Whether it’s a religious foster organization trying to place orphaned children in homes, a single mother trying to ensure her child has access to the best private schools she can find, or houses of worship attempting to remain open during a pandemic, it’s important to observe the cases the Supreme Court hears: Its docket not only reflects current happenings and trends, but its decisions can shift cultural, religious, and legal paradigms.

“Last term was a big term for religious liberty,” Mark Rienzi, president of Becket, said on a recent press call. “We saw the justices address religious liberty in a wide range of contexts, from COVID, to the federal no-fly lists, to campuses, and of course to the big Fulton decision at the end of the term on Catholic foster care. I think the thread was that the justices … came together repeatedly to protect religious liberty and to recognize that the government needs to leave room for people to exercise their faith.”

Like the years before, this one will bring particular religious liberty challenges. Here are a few that might be on the Supreme Court’s docket.

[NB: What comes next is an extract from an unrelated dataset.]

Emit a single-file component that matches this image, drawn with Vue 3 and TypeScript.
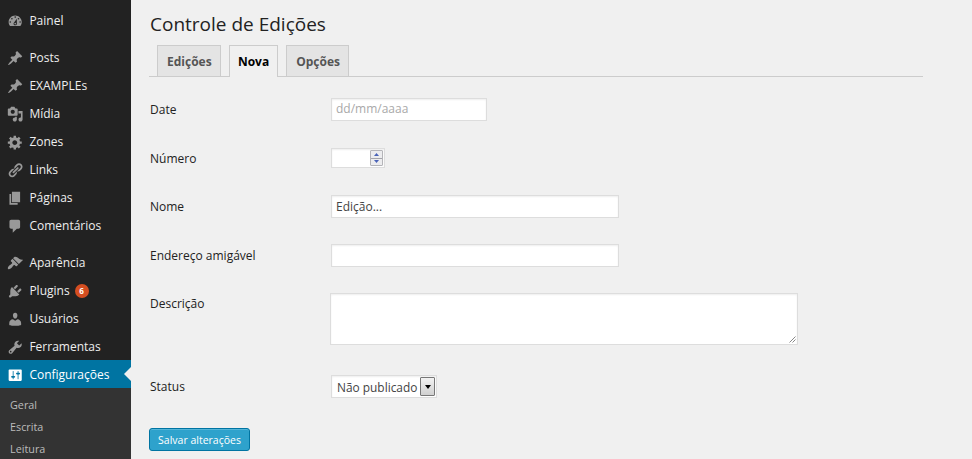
<script setup lang="ts">
import { ref } from 'vue'

interface MenuItem {
  label: string
  icon: string
  badge?: number
  active?: boolean
}

const pin =
  'M10.44 3.02l1.82-1.82 6.36 6.35-1.83 1.82c-1.05-.68-2.48-.57-3.41.36l-.75.75c-.92.93-1.04 2.35-.35 3.41l-1.83 1.82-2.41-2.41-2.8 2.79c-.42.42-3.38 2.71-3.8 2.29s1.86-3.39 2.28-3.81l2.79-2.79L4.1 9.36l1.83-1.82c1.05.69 2.48.57 3.4-.36l.75-.75c.93-.92 1.05-2.35.36-3.41z'

const groups: MenuItem[][] = [
  [
    {
      label: 'Painel',
      icon: 'M3.76 16h12.48c1.1-1.37 1.76-3.11 1.76-5 0-4.42-3.58-8-8-8s-8 3.58-8 8c0 1.89.66 3.63 1.76 5zM10 4c.55 0 1 .45 1 1s-.45 1-1 1-1-.45-1-1 .45-1 1-1zM6 6c.55 0 1 .45 1 1s-.45 1-1 1-1-.45-1-1 .45-1 1-1zm8 0c.55 0 1 .45 1 1s-.45 1-1 1-1-.45-1-1 .45-1 1-1zm-5.37 5.55L12 7v6c0 1.1-.9 2-2 2s-2-.9-2-2c0-.57.24-1.08.63-1.45zM4 10c.55 0 1 .45 1 1s-.45 1-1 1-1-.45-1-1 .45-1 1-1zm12 0c.55 0 1 .45 1 1s-.45 1-1 1-1-.45-1-1 .45-1 1-1zm-5 3c0-.55-.45-1-1-1s-1 .45-1 1 .45 1 1 1 1-.45 1-1z',
    },
  ],
  [
    { label: 'Posts', icon: pin },
    { label: 'EXAMPLEs', icon: pin },
    {
      label: 'Mídia',
      icon: 'M13 11V4c0-.55-.45-1-1-1h-1.67L9 1H5L3.67 3H2c-.55 0-1 .45-1 1v7c0 .55.45 1 1 1h10c.55 0 1-.45 1-1zM7 4.5c1.38 0 2.5 1.12 2.5 2.5S8.38 9.5 7 9.5 4.5 8.38 4.5 7 5.62 4.5 7 4.5zM14 6h5v10.5c0 1.38-1.12 2.5-2.5 2.5S14 17.88 14 16.5s1.12-2.5 2.5-2.5c.17 0 .34.02.5.05V9h-3V6zm-4 8.05V13h2v3.5c0 1.38-1.12 2.5-2.5 2.5S7 17.88 7 16.5 8.12 14 9.5 14c.17 0 .34.02.5.05z',
    },
    {
      label: 'Zones',
      icon: 'M18 12h-2.18c-.17.7-.44 1.35-.81 1.93l1.54 1.54-2.1 2.1-1.54-1.54c-.58.36-1.23.63-1.91.79V19H8v-2.18c-.68-.16-1.33-.43-1.91-.79l-1.54 1.54-2.12-2.12 1.54-1.54c-.36-.58-.63-1.23-.79-1.91H1V9.03h2.17c.16-.7.44-1.35.8-1.94L2.43 5.55l2.1-2.1 1.54 1.54c.58-.37 1.24-.64 1.93-.81V2h3v2.18c.68.16 1.33.43 1.91.79l1.54-1.54 2.12 2.12-1.54 1.54c.36.59.64 1.24.8 1.94H18V12zm-8.5 1.5c1.66 0 3-1.34 3-3s-1.34-3-3-3-3 1.34-3 3 1.34 3 3 3z',
    },
    {
      label: 'Links',
      icon: 'M17.74 2.76c1.68 1.69 1.68 4.41 0 6.1l-1.53 1.52c-1.12 1.12-2.7 1.47-4.14 1.09l2.62-2.61.76-.77.76-.76c.84-.84.84-2.2 0-3.04-.84-.85-2.2-.85-3.04 0l-.77.76-3.38 3.38c-.37-1.44-.02-3.02 1.1-4.14l1.52-1.53c1.69-1.68 4.42-1.68 6.1 0zM8.59 13.43l5.34-5.34c.42-.42.42-1.1 0-1.52-.44-.43-1.13-.39-1.53 0l-5.33 5.34c-.42.42-.42 1.1 0 1.52.44.43 1.13.39 1.52 0zm-.76 2.29l4.14-4.15c.38 1.44.03 3.02-1.09 4.14l-1.52 1.53c-1.69 1.68-4.41 1.68-6.1 0-1.68-1.68-1.68-4.42 0-6.1l1.53-1.52c1.12-1.12 2.7-1.47 4.14-1.1l-4.14 4.15c-.85.84-.85 2.2 0 3.05.84.84 2.2.84 3.04 0z',
    },
    { label: 'Páginas', icon: 'M6 15V2h10v13H6zm-1 1h8v2H3V5h2v11z' },
    {
      label: 'Comentários',
      icon: 'M5 2h9c1.1 0 2 .9 2 2v7c0 1.1-.9 2-2 2h-2l-5 5v-5H5c-1.1 0-2-.9-2-2V4c0-1.1.9-2 2-2z',
    },
  ],
  [
    {
      label: 'Aparência',
      icon: 'M14.48 11.06L7.41 3.99l1.5-1.5c.5-.56 2.3-.47 3.51.32 1.21.8 1.43 1.28 2.91 2.1 1.18.64 2.45 1.26 4.45.85zm-.71.71L6.7 4.7 4.93 6.47c-.39.39-.39 1.02 0 1.41l1.06 1.06c.39.39.39 1.03 0 1.42-.6.6-1.43 1.11-2.21 1.69-.35.26-.7.53-1.01.84C1.43 14.23.4 16.08 1.4 17.07c.99 1 2.84-.03 4.18-1.36.31-.31.58-.66.85-1.02.57-.78 1.08-1.61 1.69-2.21.39-.39 1.02-.39 1.41 0l1.06 1.06c.39.39 1.02.39 1.41 0z',
    },
    {
      label: 'Plugins',
      badge: 6,
      icon: 'M13.11 4.36L9.87 7.6 8 5.73l3.24-3.24c.35-.34 1.05-.2 1.56.32.52.51.66 1.21.31 1.55zm-8 1.77l.91-1.12 9.01 9.01-1.19.84c-.71.71-2.63 1.16-3.82 1.16H6.14L4.9 17.26c-.59.59-1.54.59-2.12 0-.59-.58-.59-1.53 0-2.12l1.24-1.24v-3.88c0-1.13.4-3.19 1.09-3.89zm7.26 3.97l3.24-3.24c.34-.35 1.04-.21 1.55.31.52.51.66 1.21.31 1.55l-3.24 3.25z',
    },
    {
      label: 'Usuários',
      icon: 'M10 9.25c-2.27 0-2.73-3.44-2.73-3.44C7 4.02 7.82 2 9.97 2c2.16 0 2.98 2.02 2.71 3.81 0 0-.41 3.44-2.68 3.44zm0 2.57L12.72 10c2.39 0 4.52 2.33 4.52 4.53v2.49s-3.65 1.13-7.24 1.13c-3.65 0-7.24-1.13-7.24-1.13v-2.49c0-2.25 1.94-4.48 4.47-4.48z',
    },
    {
      label: 'Ferramentas',
      icon: 'M16.68 9.77c-1.34 1.34-3.3 1.67-4.95.99l-5.41 6.52c-.99.99-2.59.99-3.58 0s-.99-2.59 0-3.57l6.52-5.42c-.68-1.65-.35-3.61.99-4.95 1.28-1.28 3.12-1.62 4.72-1.06l-2.89 2.89 2.82 2.82 2.86-2.87c.53 1.58.18 3.39-1.08 4.65zM3.81 16.21c.4.39 1.04.39 1.43 0 .4-.4.4-1.04 0-1.43-.39-.4-1.03-.4-1.43 0-.39.39-.39 1.03 0 1.43z',
    },
    {
      label: 'Configurações',
      active: true,
      icon: 'M18 16V4c0-.55-.45-1-1-1H3c-.55 0-1 .45-1 1v12c0 .55.45 1 1 1h14c.55 0 1-.45 1-1zM8 11h1c.55 0 1 .45 1 1s-.45 1-1 1H8v1.5c0 .28-.22.5-.5.5s-.5-.22-.5-.5V13H6c-.55 0-1-.45-1-1s.45-1 1-1h1V5.5c0-.28.22-.5.5-.5s.5.22.5.5V11zm5-2h-1c-.55 0-1-.45-1-1s.45-1 1-1h1V5.5c0-.28.22-.5.5-.5s.5.22.5.5V7h1c.55 0 1 .45 1 1s-.45 1-1 1h-1v5.5c0 .28-.22.5-.5.5s-.5-.22-.5-.5V9z',
    },
  ],
]

const submenu: string[] = ['Geral', 'Escrita', 'Leitura']
const tabs: string[] = ['Edições', 'Nova', 'Opções']
const current = ref('Nova')

const date = ref('')
const issue = ref('')
const title = ref('Edição...')
const slug = ref('')
const description = ref('')
</script>

<template>
  <div class="admin">
    <nav class="sidebar">
      <ul v-for="(group, g) in groups" :key="g" class="group">
        <li v-for="item in group" :key="item.label" class="item" :class="{ active: item.active }">
          <svg class="icon" viewBox="0 0 20 20"><path :d="item.icon" /></svg>
          <span>{{ item.label }}</span>
          <span v-if="item.badge" class="badge">{{ item.badge }}</span>
        </li>
      </ul>
      <ul class="submenu">
        <li v-for="entry in submenu" :key="entry">{{ entry }}</li>
      </ul>
    </nav>

    <main class="content">
      <h2 class="heading">Controle de Edições</h2>
      <div class="tabs">
        <a
          v-for="tab in tabs"
          :key="tab"
          class="tab"
          :class="{ current: tab === current }"
          @click="current = tab"
        >{{ tab }}</a>
      </div>

      <form class="form" @submit.prevent>
        <div class="row">
          <label for="date">Date</label>
          <input id="date" v-model="date" class="field date" type="text" placeholder="dd/mm/aaaa" />
        </div>
        <div class="row short">
          <label for="issue">Número</label>
          <div class="field number">
            <input id="issue" v-model="issue" type="text" />
            <span class="spinner">
              <span class="step"><svg viewBox="0 0 5 3"><path d="M0 3L2.5 0L5 3z" /></svg></span>
              <span class="step"><svg viewBox="0 0 5 3"><path d="M0 0L2.5 3L5 0z" /></svg></span>
            </span>
          </div>
        </div>
        <div class="row">
          <label for="title">Nome</label>
          <input id="title" v-model="title" class="field wide" type="text" />
        </div>
        <div class="row short">
          <label for="slug">Endereço amigável</label>
          <input id="slug" v-model="slug" class="field wide" type="text" />
        </div>
        <div class="row tall">
          <label for="description">Descrição</label>
          <div class="field area">
            <textarea id="description" v-model="description"></textarea>
            <svg class="grip" viewBox="0 0 7 7"><path d="M.5 6.5l6-6M3.5 6.5l3-3" /></svg>
          </div>
        </div>
        <div class="row">
          <label>Status</label>
          <div class="field select">
            <span>Não publicado</span>
            <span class="arrow"><svg viewBox="0 0 6 4"><path d="M0 0h6L3 4z" /></svg></span>
          </div>
        </div>
        <button class="save" type="submit">Salvar alterações</button>
      </form>
    </main>
  </div>
</template>

<style>
body {
  background: #f0f0f0;
  overflow: hidden;
}
</style>

<style scoped>
.admin {
  display: flex;
  height: 459px;
  overflow: hidden;
  background: #f0f0f0;
  color: #222;
  font: 12px/18px 'Open Sans', sans-serif;
}
.admin * {
  box-sizing: border-box;
}
ul {
  margin: 0;
  padding: 0;
  list-style: none;
}
.sidebar {
  display: flex;
  flex-direction: column;
  gap: 9px;
  flex: none;
  width: 131px;
  padding-top: 6px;
  background: #222;
}
.item {
  position: relative;
  display: flex;
  align-items: center;
  height: 28px;
  padding: 1px 0 0 7px;
  color: #eee;
  font-size: 12px;
  white-space: nowrap;
}
.icon {
  flex: none;
  width: 16.4px;
  height: 16.4px;
  margin: 2px 6px 0 0;
  fill: #999;
}
.badge {
  width: 14px;
  height: 14px;
  margin: 1px 0 0 5px;
  border-radius: 50%;
  background: #d54e21;
  color: #fff;
  font-size: 8px;
  font-weight: 700;
  line-height: 14px;
  text-align: center;
}
.active {
  background: #0074a2;
  color: #fff;
}
.active .icon {
  fill: #fff;
}
.active::after {
  content: '';
  position: absolute;
  top: 7px;
  right: 0;
  border: 7px solid transparent;
  border-left: 0;
  border-right-color: #f0f0f0;
}
.submenu {
  flex: 1;
  margin-top: -9px;
  padding: 6px 0 0 10px;
  background: #333;
  color: #bbb;
  font-size: 10.8px;
  line-height: 22px;
}
.content {
  flex: 1;
  padding: 9px 49px 0 18px;
}
.heading {
  margin: 0;
  height: 36px;
  padding-left: 1px;
  font-size: 19px;
  font-weight: 400;
  line-height: 30px;
}
.tabs {
  display: flex;
  gap: 8px;
  padding-left: 8px;
  border-bottom: 1px solid #ccc;
}
.tab {
  height: 31px;
  padding: 0 8.3px 0 9px;
  border: 1px solid #ccc;
  border-bottom: 0;
  background: #e4e4e4;
  color: #555;
  font-size: 12px;
  font-weight: 700;
  line-height: 32px;
}
.tab.current {
  height: 32px;
  margin-bottom: -1px;
  padding: 0 8px;
  background: #f0f0f0;
  color: #000;
}
.form {
  padding-top: 8px;
}
.row {
  display: flex;
  align-items: center;
  height: 49px;
}
.row.short {
  height: 48px;
}
.row.tall {
  align-items: flex-start;
  height: 83px;
  padding-top: 14px;
}
.row > label {
  flex: none;
  width: 182px;
  padding-left: 1px;
}
.row.short > label {
  padding-top: 2px;
}
.row.tall > label {
  width: 181px;
  padding-top: 2px;
}
.field {
  border: 1px solid #ddd;
  background: #fff;
  box-shadow: inset 0 1px 2px rgba(0, 0, 0, 0.07);
  color: #444;
  font: 12px/18px 'Open Sans', sans-serif;
}
input.field {
  height: 23px;
  padding: 0 4px;
}
input::placeholder {
  color: #a9a9a9;
  opacity: 1;
}
input.date {
  width: 156px;
  padding-bottom: 2px;
}
.wide {
  width: 288px;
}
.number {
  display: flex;
  align-items: center;
  width: 54px;
  height: 20px;
}
.number input {
  width: 38px;
  height: 14px;
  padding: 0 4px;
  border: 0;
  background: none;
}
.spinner {
  display: flex;
  flex-direction: column;
  width: 13px;
  height: 16px;
  border: 1px solid #b4b4b8;
  border-radius: 1px;
}
.step {
  display: flex;
  flex: 1;
  align-items: center;
  justify-content: center;
  background: #ececee;
}
.step + .step {
  border-top: 1px solid #a4a4aa;
}
.step svg {
  width: 5px;
  height: 3px;
  fill: #4a63b8;
}
.area {
  position: relative;
  width: 468px;
  height: 52px;
}
.area textarea {
  display: block;
  width: 100%;
  height: 100%;
  padding: 4px;
  border: 0;
  background: none;
  resize: none;
}
.grip {
  position: absolute;
  right: 1px;
  bottom: 1px;
  width: 7px;
  height: 7px;
  fill: none;
  stroke: #888;
  stroke-width: 1;
}
.select {
  display: flex;
  align-items: center;
  justify-content: space-between;
  width: 106px;
  height: 23px;
  padding: 0 1px 0 5px;
  font-size: 11.9px;
  white-space: nowrap;
}
.arrow {
  display: flex;
  align-items: center;
  justify-content: center;
  width: 15px;
  height: 19px;
  border: 1px solid #777;
  border-radius: 1px;
  background: linear-gradient(#f2f2f2, #d0d0d0);
}
.arrow svg {
  width: 6px;
  height: 4px;
  fill: #000;
}
.save {
  display: block;
  width: 101px;
  height: 23px;
  margin-top: 17px;
  padding: 0;
  border: 1px solid #0074a2;
  border-radius: 3px;
  background: #2ea2cc;
  box-shadow: inset 0 1px 0 rgba(120, 200, 230, 0.5);
  color: #fff;
  font: 10.5px/20px 'Open Sans', sans-serif;
  white-space: nowrap;
}
</style>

In a case called Ramirez v. Collier, a man on death row facing imminent execution is asking for his pastor to pray for him in the death chamber. The Supreme Court already issued a stay of execution because of the dispute. So far, the state of Texas has failed to grant John Ramirez’s request to have his pastor pray aloud for him, or hold his hand in prayer, during the process of his execution in the death chamber. This case could be challenging and controversial as it involves complex issues such as current state laws about death row executions, human compassion, and religious liberty. It’s scheduled for argument before the court on Nov. 1.

It wouldn’t be a Supreme Court semester without a lawsuit involving nuns. In Diocese of Albany v. Emami, an order of nuns that provides healthcare services is involved in a large group of faith-based organizations challenging a New York state abortion mandate that would force the nuns to cover abortions in their health plans. The mandate does have a narrow religious exemption, but that’s not enough for nuns reaching out to all people of all walks of life. Along with another law firm, Becket has asked the Supreme Court to take on the case. It could decide within a few weeks whether or not to grant it.

Last year, the Supreme Court heard a school vouchers case, Espinoza v. The Montana Department of Revenue. It involved Montana’s refusal to allow parents to use vouchers for faith-based schools. In its landmark ruling, the Supreme Court ruled in favor of the single mother and others who brought the case for more expansive voucher use. Carson v. Makin is similar. Maine provides funding to students in rural parts of the state who want to attend a secular prep school far away, but fails to treat students who want to attend local religious private schools the same. The Supreme Court agreed to hear the case in July, and oral argument is expected in late 2021 or early 2022.

The high school football coach fired for praying after games with his team members recently petitioned the Supreme Court to take up his case and reverse a recent 9th Circuit ruling that said he violated the establishment clause. In 2015, Bremerton School District in Washington state fired Joe Kennedy for giving motivational speeches and prayers after games, sometimes alone and sometimes accompanied by his team and the opposing team. If the Supreme Court took the case, they would have to navigate whether Kennedy is a government employee, whether he is entitled to First Amendment protections, and whether praying on school property is indeed a violation of those protections.

The Supreme Court can always take on a number of additional cases. Time will tell if this year proves similar to last year and if all the justices lean toward preserving people’s religious liberties.

Nicole Russell is a contributor to the Washington Examiner’s Beltway Confidential blog. She is a journalist in Washington, D.C., who previously worked in Republican politics in Minnesota. She was the 2010 recipient of the American Spectator’s Young Journalist Award.